Supplied data start

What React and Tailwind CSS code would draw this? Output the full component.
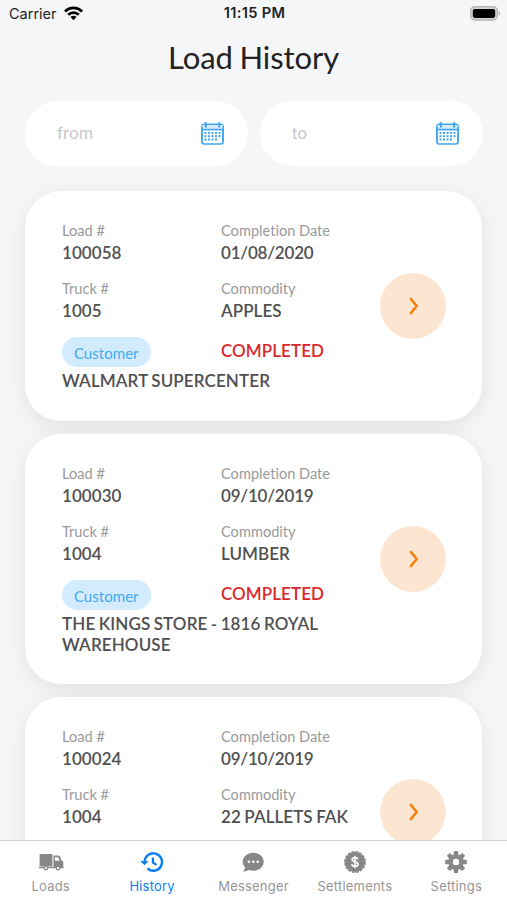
import React from 'react';

const loads = [
  { id: '100058', date: '01/08/2020', truck: '1005', commodity: 'APPLES', status: 'COMPLETED', customer: 'WALMART SUPERCENTER' },
  { id: '100030', date: '09/10/2019', truck: '1004', commodity: 'LUMBER', status: 'COMPLETED', customer: 'THE KINGS STORE - 1816 ROYAL WAREHOUSE' },
  { id: '100024', date: '09/10/2019', truck: '1004', commodity: '22 PALLETS FAK' },
];

function Wifi() {
  return (
    <svg className="ml-[7px] h-[15px] w-[19px]" viewBox="0 0 19 15" fill="none" stroke="#000" strokeWidth="2.8">
      <path d="M1 5.4a12.2 12.2 0 0 1 17 0" />
      <path d="M4.2 8.8a7.6 7.6 0 0 1 10.6 0" />
      <path d="M9.5 14.2 6.4 11.1a4.5 4.5 0 0 1 6.2 0z" fill="#000" stroke="none" />
    </svg>
  );
}

function Battery() {
  return (
    <svg className="h-[15px] w-[31px]" viewBox="0 0 31 15">
      <rect x="0.8" y="0.8" width="26.4" height="13.2" rx="4" fill="#d9d9da" stroke="#b4b4b5" strokeWidth="1.4" />
      <rect x="2.8" y="2.9" width="22.4" height="9" rx="1.8" fill="#000" />
      <path d="M28.6 5.2c2 .7 2 3.7 0 4.4z" fill="#adadae" />
    </svg>
  );
}

const calendarDots = [
  [8, 10.9], [11.5, 10.9], [15, 10.9], [18.5, 10.9],
  [4.5, 10.9], [4.5, 14.2], [8, 14.2], [11.5, 14.2], [15, 14.2], [18.5, 14.2],
  [4.5, 17.5], [8, 17.5], [11.5, 17.5], [15, 17.5],
];

function Calendar() {
  return (
    <svg className="h-[23px] w-[23px]" viewBox="0 0 23 23" fill="none" stroke="#41a5ee" strokeWidth="1.6">
      <rect x="0.9" y="2.4" width="21.2" height="19.6" rx="2.4" />
      <path d="M1 3.2h21v4.4H1z" fill="#d6ecfc" stroke="none" />
      <path d="M1 7.6h21" />
      <path d="M4.8 1v3.8M18.2 1v3.8" strokeWidth="2" strokeLinecap="round" />
      <path d="M.9 4.6v15M22.1 4.6v15" />
      {calendarDots.map(([x, y]) => (
        <rect key={x + '-' + y} x={x - 1} y={y - 1} width="2" height="2" fill="#41a5ee" stroke="none" />
      ))}
    </svg>
  );
}

function DateField({ label }) {
  return (
    <div className="flex h-[65px] w-[223px] items-center justify-between rounded-full bg-white pr-6 pl-8 text-[#c6c6c8]">
      <span className="font-[Inter,sans-serif] text-[16.4px]">{label}</span>
      <Calendar />
    </div>
  );
}

function Field({ label, value, tight }) {
  return (
    <div>
      <div className="text-[14.6px] leading-[18px] text-[#999a9b]">{label}</div>
      <div className={tight
        ? 'mt-[3px] text-[17px] leading-5 font-semibold tracking-[-0.2px] whitespace-nowrap text-[#505051]'
        : 'mt-[3px] text-[17px] leading-5 font-semibold tracking-[0.06px] whitespace-nowrap text-[#505051] [word-spacing:-0.8px]'}>{value}</div>
    </div>
  );
}

function LoadCard({ load }) {
  return (
    <article className="flex min-h-[230px] shrink-0 items-center rounded-[36px] bg-white pt-[31px] pr-[36px] pb-[28.6px] pl-[37px] shadow-[0_5px_22px_rgba(0,0,0,0.085)]">
      <div className="w-[318px] self-start">
        <div className="grid grid-cols-[159px_159px] gap-y-[17px]">
          <Field label="Load #" value={load.id} />
          <Field label="Completion Date" value={load.date} tight />
          <Field label="Truck #" value={load.truck} />
          <Field label="Commodity" value={load.commodity} />
          {load.customer && (
            <>
              <div className="-mt-[0.4px] flex">
                <span className="flex h-[30px] w-[88.5px] items-center justify-center rounded-full bg-[#d3ebfe] pt-px text-[15.1px] text-[#45aaf0]">Customer</span>
              </div>
              <div className="pt-[3px] text-[17px] leading-5 font-semibold tracking-[0.06px] text-[#d9282c]">{load.status}</div>
            </>
          )}
        </div>
        {load.customer && (
          <div className="mt-[4px] w-[290px] text-[17px] leading-[20.5px] font-semibold tracking-[0.12px] text-[#505051] [word-spacing:-1px]">{load.customer}</div>
        )}
      </div>
      <div className="mb-[3px] flex size-[66px] shrink-0 items-center justify-center rounded-full bg-[#fde6d1]">
        <svg className="ml-px h-[18px] w-[10px]" viewBox="0 0 10 18" fill="none" stroke="#f5800f" strokeWidth="2.5">
          <path d="M1.2 1.1 7.7 9l-6.5 7.9" />
        </svg>
      </div>
    </article>
  );
}

function TruckIcon() {
  return (
    <svg className="h-[24px] w-[26px]" viewBox="0 0 26 24">
      <path fill="#87878a" d="M1.6 4h12.8v12.6H1.6zM15.4 5.6h4.4c1.2 0 2 .5 2.4 1.5l1.3 3.3 1.1.6c.5.3.7.7.7 1.3v4.9h.5v1H1v-1.1h14.4zm1.5 1.7v3.5h4.7l-1.1-2.7c-.2-.5-.6-.8-1.1-.8z" />
      <circle cx="7.8" cy="18.2" r="1.7" fill="#fff" stroke="#87878a" strokeWidth="1.2" />
      <circle cx="20" cy="18.2" r="1.7" fill="#fff" stroke="#87878a" strokeWidth="1.2" />
    </svg>
  );
}

function HistoryIcon() {
  return (
    <svg className="h-[24px] w-[24px]" viewBox="0 0 24 24" fill="none" stroke="#087df3">
      <path d="M4.6 12.8V12a8.7 8.7 0 1 1 2.9 6.5" strokeWidth="2.4" />
      <path d="M.4 11h8.2L4.5 15.2z" fill="#087df3" stroke="none" />
      <path d="M12.9 7.4v5.3l3.6 2.2" strokeWidth="2.2" />
    </svg>
  );
}

function MessengerIcon() {
  return (
    <svg className="h-[24px] w-[24px]" viewBox="0 0 24 24">
      <path fill="#87878a" d="M12.2 2.7c5.8 0 10.5 4 10.5 9s-4.7 9-10.5 9c-1.6 0-3-.3-4.4-.8-1.5.9-3.6 1.5-5.6 1.5 1-1 1.9-2.5 2-3.8a8.3 8.3 0 0 1-2.5-5.9c0-5 4.7-9 10.5-9z" />
      <g fill="#fff">
        <circle cx="7.9" cy="11.7" r="1.3" />
        <circle cx="12.3" cy="11.7" r="1.3" />
        <circle cx="16.7" cy="11.7" r="1.3" />
      </g>
    </svg>
  );
}

function SettlementsIcon() {
  return (
    <svg className="h-[24px] w-[24px]" viewBox="0 0 24 24">
      <circle cx="12" cy="12" r="10" fill="#87878a" />
      <circle cx="12" cy="12" r="10.2" fill="none" stroke="#87878a" strokeWidth="1.5" strokeDasharray="3 1" />
      <path d="M15 9.4c-.3-1.1-1.4-1.8-3-1.8-1.8 0-2.9.8-2.9 2 0 3 6 1.5 6 4.6 0 1.3-1.3 2.1-3.1 2.1s-3-.8-3.3-2.1M12 5.8v12.4" fill="none" stroke="#fff" strokeWidth="1.6" />
    </svg>
  );
}

function GearIcon() {
  return (
    <svg className="h-[24px] w-[24px]" viewBox="0 0 24 24">
      <g fill="#87878a">
        {[0, 45, 90, 135].map((angle) => (
          <path key={angle} d="M10 1.1h4l.5 4v13.8l-.5 4h-4l-.5-4V5.1z" transform={`rotate(${angle} 12 12)`} />
        ))}
        <circle cx="12" cy="12" r="7.6" />
      </g>
      <circle cx="12" cy="12" r="3.2" fill="#fff" />
    </svg>
  );
}

const tabs = [
  { name: 'Loads', Icon: TruckIcon },
  { name: 'History', Icon: HistoryIcon, active: true },
  { name: 'Messenger', Icon: MessengerIcon },
  { name: 'Settlements', Icon: SettlementsIcon },
  { name: 'Settings', Icon: GearIcon },
];

export default function App() {
  return (
    <div className="flex h-[900px] w-[507px] flex-col overflow-hidden bg-[#f5f6f8] font-[Lato,sans-serif] [font-variant-ligatures:none]">
      <header className="grid h-[27px] shrink-0 grid-cols-3 items-center pr-[6px] pl-[9px] font-[Inter,sans-serif] text-[14.5px] text-[#222]">
        <div className="flex items-center"><span>Carrier</span><Wifi /></div>
        <div className="pt-px pr-px text-center text-[14.6px] font-semibold tracking-[0.35px] whitespace-nowrap">11:15 PM</div>
        <div className="flex justify-end"><Battery /></div>
      </header>
      <h1 className="mt-[9.5px] h-[40px] shrink-0 text-center text-[31px] leading-[40px] tracking-[-0.1px] text-[#222] [word-spacing:-1px]">Load History</h1>
      <div className="mt-[24.5px] flex shrink-0 gap-3 pl-[25px]">
        <DateField label="from" />
        <DateField label="to" />
      </div>
      <main className="flex min-h-0 flex-1 flex-col gap-[13px] overflow-hidden pt-[24.8px] pr-[25px] pl-[25px]">
        {loads.map((load) => <LoadCard key={load.id} load={load} />)}
      </main>
      <nav className="grid h-[60px] shrink-0 grid-cols-5 border-t border-[#d5d5d6] bg-white pt-[9px] font-[Inter,sans-serif]">
        {tabs.map(({ name, Icon, active }) => (
          <div key={name} className={active ? 'flex flex-col items-center text-[#087df3]' : 'flex flex-col items-center text-[#969698]'}>
            <Icon />
            <span className="mt-[3.6px] text-[13px] leading-[17px] tracking-[0.2px]">{name}</span>
          </div>
        ))}
      </nav>
    </div>
  );
}
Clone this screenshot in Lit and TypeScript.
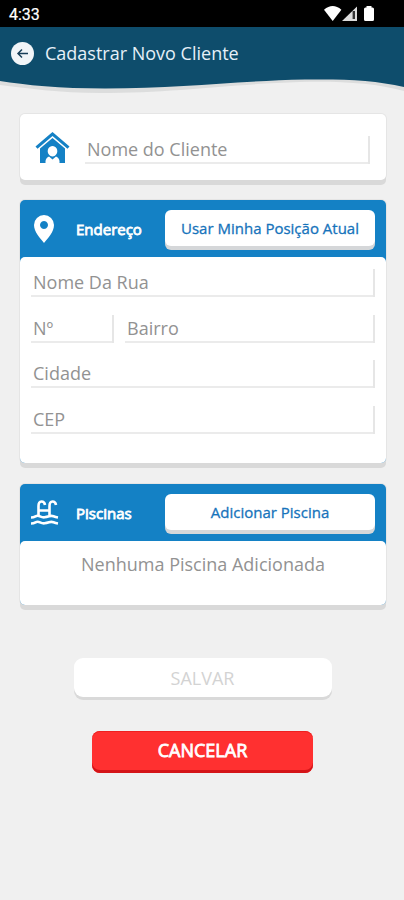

Supplied data end

Requirements -
With the pictures left out, restate word for word every line of the data above, from the first down to the line that contains "import React from 'react';".

Problem solution -
What React and Tailwind CSS code would draw this? Output the full component.
import React from 'react';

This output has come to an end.